Commonwealth’s Attorney: Tazewell, Va. officers will not be charged for use of force in Aug. arrest


TAZEWELL, Va. (WJHL) – A special prosecutor cleared two officers with the Tazewell Police Department after an investigation into their use of force during an August arrest.

According to a release from the office of Chuck Slemp, Commonwealth’s Attorney for Wise County and the City of Norton, an investigation found that their “actions were objectively justifiable and not excessive under the law.”

The investigation centered around an arrest on August 11, 2021 at a business in Tazewell, Virginia. The release states an employee called 911 to report a customer who was reportedly threatening another customer.

Tazewell Police Sergeant M. Steele and Officer J. Stevenson were identified in the release as the responding officers. An employee of the business reportedly identified Anthony Fuller as the threatening customer. The employee told Stevenson and Steele that Fuller had left in a pickup truck and had seemed to be under the influence of something at the time, according to the release.

Slemp’s office reports Stevenson found the truck and approached Fuller. Steele joined Stevenson shortly after.

The release states Fuller refused to identify himself and “manipulated an object in his left pants pocket multiple times” while speaking with the officers.

“At one point, Fuller appeared to reach into the pocket as he turned away from the officers and leaned into the cab, blocking the view of his hand from the officers,” the release states.

After leaning into the cab, Stevenson and Steele reportedly tried to move Fuller away from the cab. Fuller refused, which the release states led to the officers attempting to grab his arms. The release states Fuller resisted the attempts to restrain him.

Slemp’s office reports at that point, Steele drew his taser and told Fuller to stop or he would use it. Fuller leaned back into the truck’s cab and did not comply, according to the release. After further warnings, Steele told Fuller, “I will not tell you again, turn around.”

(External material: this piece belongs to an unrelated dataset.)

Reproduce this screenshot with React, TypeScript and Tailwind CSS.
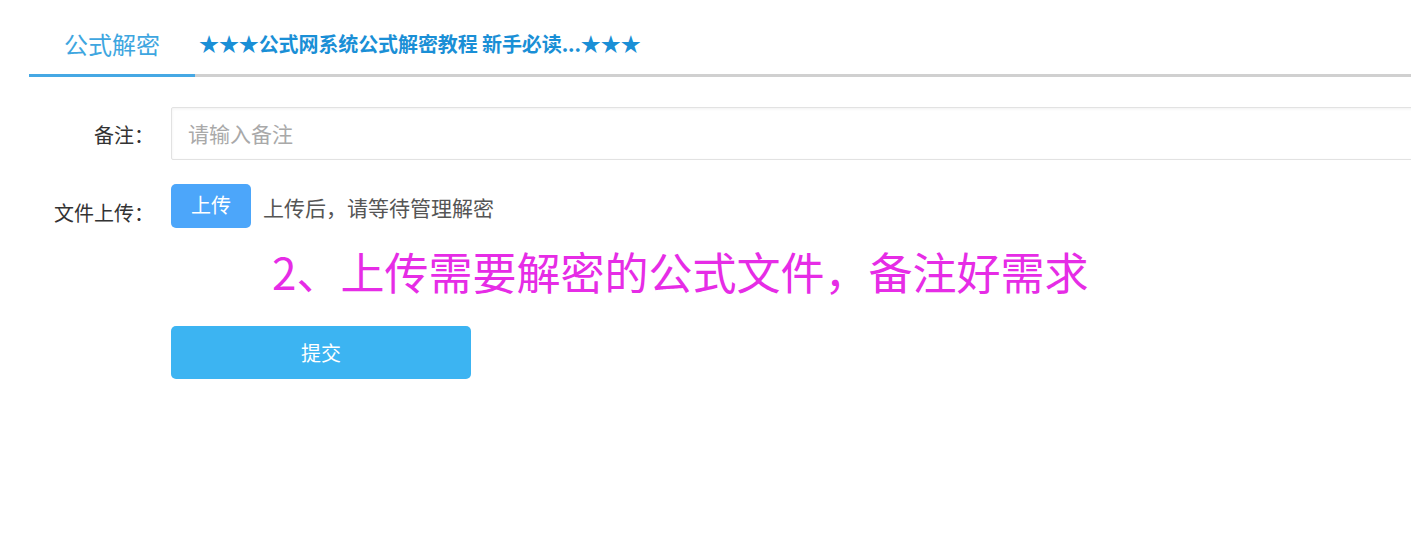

The release states Steele used the taser after Fuller did not follow the last order. Fuller then reportedly “charged forward” in the direction of the officers, which resulted in him being up against a police vehicle.

Fuller and the officers then engaged in a struggle, during which Fuller fell to the ground and reportedly grabbed Steele’s taser and his pen. Slemp’s office reports Fuller stabbed Steele’s hand with the pen and broke the skin on the middle finger before it was taken from him.

“Ultimately, it took two police officers, one civilian, one department of corrections officer, and two Sheriff’s Department deputies over five minutes to finally bring Fuller under control,” the release reads.

According to the release, Fuller had a switchblade in his front left pocket, as well as several throwing axes and a machete in his vehicle. Investigators say a blood test found there was methamphetamine, marijuana and alcohol in his system.

“Our law has long recognized that police officers have a right to use some degree of physical force or threat of force when making a lawful arrest or investigatory stop.  The use of force must be reasonable and not excessive under the totality of circumstances.  A particular use of force is judged based on the perspective of the officer on the scene and the potential threat that a suspect poses to immediate safety of the officers or others.

“In this case, these officers were protecting the community from a person who was acting aggressively towards others and in a manner reported to be consistent with intoxication and driving under the influence.  The officer’s effort to locate this individual and detain him was made to prevent him from endangering others driving on our highways.” 

“It was Fuller’s actions, by refusing to comply with police orders, manipulating the knife in his pants pocket, and continuing to lean into the vehicle where he had weapons stored, together with his disorderly conduct at the public business and threats to customers, which necessitated the officers’ actions.  Therefore, I conclude that these officers acted appropriately and in accordance with the law of our Commonwealth.  I further conclude that it was because of their decisive action that day, training and experience, and excellent use of good judgment that innocent lives were not put in danger by the suspect’s erratic behavior.”

Charles “Chuck” Slemp, Commonwealth’s Attorney for Wise County and the City of Norton

Slemp was appointed as a special prosecutor in the case after an investigation into the arrest by the Virginia State Police.

Investigators reviewed body camera footage and other evidence while assessing the arrest, according to the release.